Hikaku seiri seikagaku(Comparative Physiology and Biochemistry) Volume 23, Issue 2

Nitric oxide-cyclic GMP cascade in gustatory receptor neurons of the blowfly, Phormia regina

It is well known that nitric oxide (NO) functions as a neurotransmitter: NO is produced by NO synthase (NOS) in postsynaptic nerves and diffuses through membranes into presynaptic ones to activate soluble guanylyl cyclase (sGC). This causes the production of cGMP, resulting in the feedback control of presynaptic nerve activity. In taste sensory systems, however, the NO-cGMP cascade might act differently. In vertebrate taste receptors, evidence for NOS expression, function of cGMP as a second messenger and regulation of the cGMP level by NO has been reported. These reports suggest that NO could participate in the signal transduction in the taste receptor cells. In gustatory receptor neurons of the blowfly, Phormia regina, the importance of cGMP in the sugar taste transduction has also been suggested. If cGMP is a second messenger of the sugar taste transduction, cGMP may be produced by NO-sensitive sGC in the sugar receptor neurons. In this paper, we review recent progresses in our study on the signal transduction including NO-cGMP cascade in the sugar receptor neurons of P. regina. Our study covers the analyses by electrophysiological recording as well as Ca²⁺/NO- imaging.

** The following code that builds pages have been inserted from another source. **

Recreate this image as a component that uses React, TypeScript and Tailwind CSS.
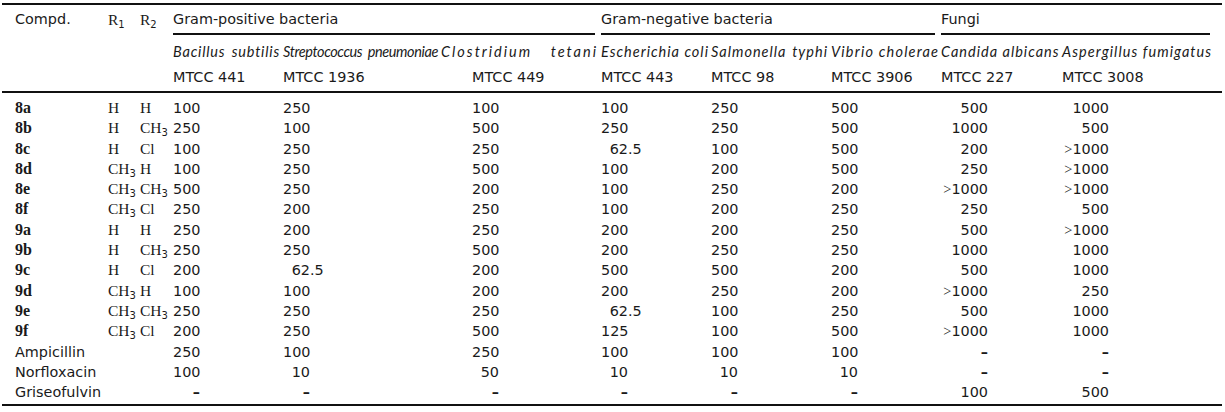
import type { ReactNode } from 'react';

const COLS = 'grid grid-cols-[106px_32px_33px_110px_158px_160px_110px_120px_110px_121px_160px]';
const SANS = "font-['DejaVu_Sans',sans-serif]";
const SERIF = "font-['Liberation_Serif',serif]";
const ITAL = "font-['Lato',sans-serif] italic text-[14.5px]";

// alignment box for the integer part of each value column
const BOX = [
  'w-[27px]',
  'w-[27px]',
  'ml-[31px] w-[27px]',
  'w-[27px]',
  'w-[27px]',
  'w-[27px]',
  'w-[47px]',
  'w-[47px]',
];

type Sub = 'H' | 'CH3' | 'Cl' | '';

interface Row {
  id:   string;
  bold: boolean;
  r1:   Sub;
  r2:   Sub;
  vals: string[];
}

const ROWS: Row[] = [
  { id: '8a', bold: true, r1: 'H',   r2: 'H',   vals: ['100', '250', '100', '100',  '250', '500', '500',   '1000'] },
  { id: '8b', bold: true, r1: 'H',   r2: 'CH3', vals: ['250', '100', '500', '250',  '250', '500', '1000',  '500'] },
  { id: '8c', bold: true, r1: 'H',   r2: 'Cl',  vals: ['100', '250', '250', '62.5', '100', '500', '200',   '>1000'] },
  { id: '8d', bold: true, r1: 'CH3', r2: 'H',   vals: ['100', '250', '500', '100',  '200', '500', '250',   '>1000'] },
  { id: '8e', bold: true, r1: 'CH3', r2: 'CH3', vals: ['500', '250', '200', '100',  '250', '200', '>1000', '>1000'] },
  { id: '8f', bold: true, r1: 'CH3', r2: 'Cl',  vals: ['250', '200', '250', '100',  '200', '250', '250',   '500'] },
  { id: '9a', bold: true, r1: 'H',   r2: 'H',   vals: ['250', '200', '250', '200',  '200', '250', '500',   '>1000'] },
  { id: '9b', bold: true, r1: 'H',   r2: 'CH3', vals: ['250', '250', '500', '200',  '250', '250', '1000',  '1000'] },
  { id: '9c', bold: true, r1: 'H',   r2: 'Cl',  vals: ['200', '62.5', '200', '500', '500', '200', '500',   '1000'] },
  { id: '9d', bold: true, r1: 'CH3', r2: 'H',   vals: ['100', '100', '200', '200',  '250', '200', '>1000', '250'] },
  { id: '9e', bold: true, r1: 'CH3', r2: 'CH3', vals: ['250', '250', '250', '62.5', '100', '250', '500',   '1000'] },
  { id: '9f', bold: true, r1: 'CH3', r2: 'Cl',  vals: ['200', '250', '500', '125',  '100', '500', '>1000', '1000'] },
  { id: 'Ampicillin',   bold: false, r1: '', r2: '', vals: ['250', '100', '250', '100', '100', '100', '–', '–'] },
  { id: 'Norfloxacin',  bold: false, r1: '', r2: '', vals: ['100', '10',  '50',  '10',  '10',  '10',  '–', '–'] },
  { id: 'Griseofulvin', bold: false, r1: '', r2: '', vals: ['–',   '–',   '–',   '–',   '–',   '–',   '100', '500'] },
];

const SPECIES: { name: string; cls: string }[] = [
  { name: 'Bacillus subtilis',        cls: 'col-start-4 w-[107px] tracking-[0.8px]' },
  { name: 'Streptococcus pneumoniae', cls: 'w-[155px] tracking-[-0.4px]' },
  { name: 'Clostridium tetani',       cls: 'w-[157px] tracking-[2px]' },
  { name: 'Escherichia coli',         cls: 'w-[107px] tracking-[1px]' },
  { name: 'Salmonella typhi',         cls: 'w-[117px] tracking-[1px]' },
  { name: 'Vibrio cholerae',          cls: 'w-[107px] tracking-[1.2px]' },
  { name: 'Candida albicans',         cls: 'w-[118px] tracking-[1px]' },
  { name: 'Aspergillus fumigatus',    cls: 'w-[149px] tracking-[1.05px]' },
];

const STRAINS: { name: string; cls: string }[] = [
  { name: 'MTCC 441',  cls: 'col-start-4' },
  { name: 'MTCC 1936', cls: '' },
  { name: 'MTCC 449',  cls: 'pl-[31px]' },
  { name: 'MTCC 443',  cls: '' },
  { name: 'MTCC 98',   cls: '' },
  { name: 'MTCC 3906', cls: '' },
  { name: 'MTCC 227',  cls: '' },
  { name: 'MTCC 3008', cls: '' },
];

function Subscript({ children }: { children: ReactNode }) {
  return <span className={`${SANS} text-[10px] leading-[0] align-[-3px]`}>{children}</span>;
}

function Substituent({ s }: { s: Sub }) {
  if (s === 'CH3') return <span className={SERIF}>CH<Subscript>3</Subscript></span>;
  return <span className={SERIF}>{s}</span>;
}

function Val({ v, box }: { v: string; box: string }) {
  let main: ReactNode = v;
  let frac = '';
  if (v === '–') {
    main = <span className="font-bold">–</span>;
  } else if (v.startsWith('>')) {
    main = <><span className={SERIF}>&gt;</span>{v.slice(1)}</>;
  } else if (v.includes('.')) {
    const [a, b] = v.split('.');
    main = a;
    frac = `.${b}`;
  }
  return (
    <div className="flex items-baseline whitespace-nowrap">
      <span className={`${box} text-right`}>{main}</span>
      {frac && <span>{frac}</span>}
    </div>
  );
}

export default function App() {
  return (
    <div className="w-[1225px] h-[412px] bg-white">
      <div className={`ml-[2px] mt-[3px] w-[1220px] border-y-2 border-[#111] text-[#1a1a1a] text-[14.4px] ${SANS}`}>
        {/* group headings */}
        <div className={`${COLS} items-start`}>
          <div className="h-[28px] pt-[2px] pl-[13px] flex items-center">Compd.</div>
          <div className="h-[28px] pt-[2px] flex items-center">
            <span><span className={`${SERIF} text-[15.5px]`}>R</span><Subscript>1</Subscript></span>
          </div>
          <div className="h-[28px] pt-[2px] flex items-center">
            <span><span className={`${SERIF} text-[15.5px]`}>R</span><Subscript>2</Subscript></span>
          </div>
          <div className="col-span-3 h-[30px] pt-[2px] mr-[6px] border-b-2 border-[#111] flex items-center">Gram-positive bacteria</div>
          <div className="col-span-3 h-[30px] pt-[2px] mr-[6px] border-b-2 border-[#111] flex items-center">Gram-negative bacteria</div>
          <div className="col-span-2 h-[30px] pt-[2px] mr-[12px] border-b-2 border-[#111] flex items-center">Fungi</div>
        </div>

        {/* species */}
        <div className={`${COLS} h-[29px] pt-[4px] items-center`}>
          {SPECIES.map((s) => (
            <div key={s.name} className={`${s.cls} ${ITAL} whitespace-nowrap [text-align-last:justify]`}>
              {s.name}
            </div>
          ))}
        </div>

        {/* strains */}
        <div className={`${COLS} h-[27px] items-center border-b-2 border-[#111] box-content`}>
          {STRAINS.map((s) => (
            <div key={s.name} className={`${s.cls} whitespace-nowrap`}>{s.name}</div>
          ))}
        </div>

        {/* data */}
        <div className="pt-[5px] pb-[2px]">
          {ROWS.map((r) => (
            <div key={r.id} className={`${COLS} h-[20.3px] items-baseline leading-[20px]`}>
              <div className="pl-[13px]">
                {r.bold ? <span className={`${SERIF} font-bold text-[16px]`}>{r.id}</span> : r.id}
              </div>
              <div className="text-[15.5px]"><Substituent s={r.r1} /></div>
              <div className="text-[15.5px]"><Substituent s={r.r2} /></div>
              {r.vals.map((v, i) => (
                <Val key={i} v={v} box={BOX[i]} />
              ))}
            </div>
          ))}
        </div>
      </div>
    </div>
  );
}
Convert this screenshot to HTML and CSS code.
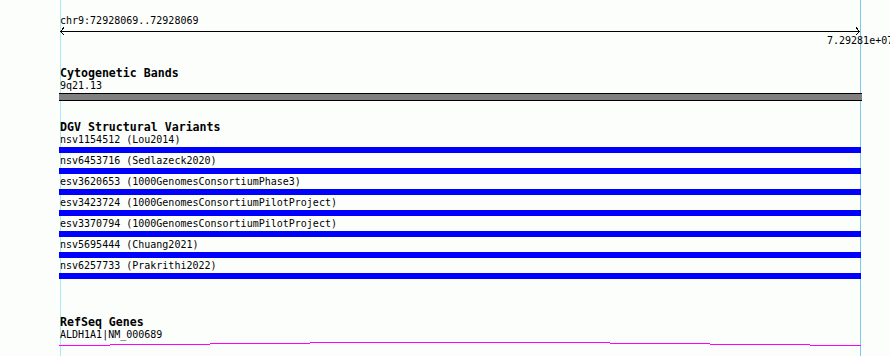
FILE: index.html
```html
<!DOCTYPE html>
<html>
  <head>
    <meta charset="utf-8">
    <meta name="viewport" content="width=device-width, initial-scale=1.0">
    <title>Track view</title>
    <link rel="stylesheet" href="styles.css">
  </head>
  <body>
    <div class="view">
      <div class="tracks">
        <div class="ruler">
          <div class="ruler-label">chr9:72928069..72928069</div>
          <svg class="ruler-axis" width="800" height="8" viewBox="0 0 800 8">
            <line x1="0" y1="4.5" x2="800" y2="4.5" />
            <polyline points="4,0.5 0.5,4.5 4,8" />
            <polyline points="796,0.5 799.5,4.5 796,8" />
          </svg>
          <div class="ruler-end">7.29281e+07</div>
        </div>

        <section class="track track-bands">
          <h2>Cytogenetic Bands</h2>
          <div class="feature-label">9q21.13</div>
          <div class="band"></div>
        </section>

        <section class="track track-dgv">
          <h2>DGV Structural Variants</h2>
          <div class="feature">
            <div class="feature-label">nsv1154512 (Lou2014)</div>
            <div class="bar"></div>
          </div>
          <div class="feature">
            <div class="feature-label">nsv6453716 (Sedlazeck2020)</div>
            <div class="bar"></div>
          </div>
          <div class="feature">
            <div class="feature-label">esv3620653 (1000GenomesConsortiumPhase3)</div>
            <div class="bar"></div>
          </div>
          <div class="feature">
            <div class="feature-label">esv3423724 (1000GenomesConsortiumPilotProject)</div>
            <div class="bar"></div>
          </div>
          <div class="feature">
            <div class="feature-label">esv3370794 (1000GenomesConsortiumPilotProject)</div>
            <div class="bar"></div>
          </div>
          <div class="feature">
            <div class="feature-label">nsv5695444 (Chuang2021)</div>
            <div class="bar"></div>
          </div>
          <div class="feature">
            <div class="feature-label">nsv6257733 (Prakrithi2022)</div>
            <div class="bar"></div>
          </div>
        </section>

        <section class="track track-genes">
          <h2>RefSeq Genes</h2>
          <div class="feature-label">ALDH1A1|NM_000689</div>
          <svg class="gene" width="802" height="6" viewBox="0 0 802 6">
            <rect x="0" y="4" width="51" height="1" />
            <rect x="51" y="3" width="100" height="1" />
            <rect x="151" y="2" width="100" height="1" />
            <rect x="251" y="1" width="300" height="1" />
            <rect x="551" y="2" width="100" height="1" />
            <rect x="651" y="3" width="100" height="1" />
            <rect x="751" y="4" width="51" height="1" />
          </svg>
        </section>
      </div>
    </div>
  </body>
</html>
```

FILE: styles.css
```css
html, body {
  width: 100%;
  height: 100%;
  margin: 0;
  padding: 0;
  background-color: #fcfefc;
  color: #000;
  font-family: "DejaVu Sans Mono", "Liberation Mono", monospace;
  font-size: 10px;
  overflow: hidden;
}
.view {
  position: relative;
  width: 890px;
  height: 356px;
  box-sizing: border-box;
  padding: 15px 0 0 60px;
}
/* guide lines at the view edges, behind the tracks */
.view::before,
.view::after {
  content: "";
  position: absolute;
  top: 0;
  bottom: 0;
  width: 1px;
  z-index: 0;
}
.view::before {
  left: 60px;
  background: #a8ecf0;
}
.view::after {
  left: 860px;
  background: #7ec8f0;
}
.tracks {
  position: relative;
  z-index: 1;
  width: 800px;
  display: flex;
  flex-direction: column;
}
.ruler-label,
.ruler-end,
.feature-label {
  line-height: 12px;
  white-space: nowrap;
}
.ruler-axis {
  display: block;
  shape-rendering: crispEdges;
}
.ruler-axis line,
.ruler-axis polyline {
  stroke: #000;
  stroke-width: 1;
  fill: none;
}
.ruler-end {
  margin-left: 767px;
}
.track h2 {
  margin: 0;
  font-size: 11.6px;
  font-weight: bold;
  line-height: 14px;
}
.track-bands {
  margin-top: 19px;
}
.band {
  margin: 1px -2px 0 -1px;
  height: 6px;
  background: #808080;
  border-top: 1px solid #000;
  border-bottom: 1px solid #000;
}
.track-dgv {
  margin-top: 19px;
}
.feature {
  display: flex;
  flex-direction: column;
  padding-bottom: 2px;
}
.bar {
  margin: 1px -1px 0 -1px;
  height: 6px;
  background: #0000ff;
}
.track-genes {
  margin-top: 34px;
}
.gene {
  display: block;
  margin-left: -1px;
  fill: #ff00ff;
  shape-rendering: crispEdges;
}
```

Molecular and Neural Bases of Pheromone Perception and Odorant Discrimination in Insects

Insects have ability to discriminate a wide diversity of odorants in the natural environment as well as to detect species-specific pheromones with high sensitivity and specificity. Olfactory signals are mediated by odorant or pheromone receptors expressed in olfactory receptor neurons in the olfactory sensilla of antennae. The signals are transmitted to the first olfactory processing center, the antennal lobe (AL), then, further processed at higher centers (mushroom body and lateral protocerebrum) to elicit specific behavior in animals. In recent years, remarkable progress has been made in our knowledge of molecular mechanisms underlying odor discrimination and pheromone perception, mainly due to the identification of odorant and sex pheromone receptor genes in insects. At the same time, extensive studies in the AL have provided many insights into neural basis of odor discrimination in the insect brain. Understanding how insects detect and discriminate the olfactory information will tell us how nervous systems process the complicated environmental information, and ultimately translate it into meaningful behaviors.

Evolution of auditory organs, with special reference to insect chordotonal organs.

In this review, I aim to introduce recent progress towards understanding the evolution of auditory organs in animals. Despite of 600 million years of separation of protostomia and deuterostomia, key genes needed for the development, the nature of mechanoreceptive channels, and the amplification mechanism in sensory neurons are shared between vertebrate ears and insect ears. These findings argue against the previously prevailing view that vertebrate and invertebrate ears have separate evolutionary origins. Anatomical, developmental, and molecular genetic studies consistently show that the auditory organs in insects are derived from unspecialized, low-vibration-sensitive chordotonal organs. Thus, any chordotonal organs in body appendages could evolve into auditory organs. Convergent evolution of auditory organs, therefore, is based on the specialization of the sound transmission apparatus (e.g. tympanum, tracheal expansion) rather than on the sensory neurons.

Series Explanation: Information theory for biologists.

Part 5. Actual measurement of the rate of information transmitted along cricket wind sensory neurons is shown. Input-output coherence is measured for the practical calculation of neuronal information, instead of signal-to-noise ratio. The measurement reveals that the sensory neuron can transmit information at the rate of 400 bit per second at its maximum. Energy threshold of the sensory neuron is determined to be at the order of k_BT. Based on these measurements, entropy cost of information in living neuron is also estimated to be very close to the thermo dynamic limit of 0.7k_B per bit of information.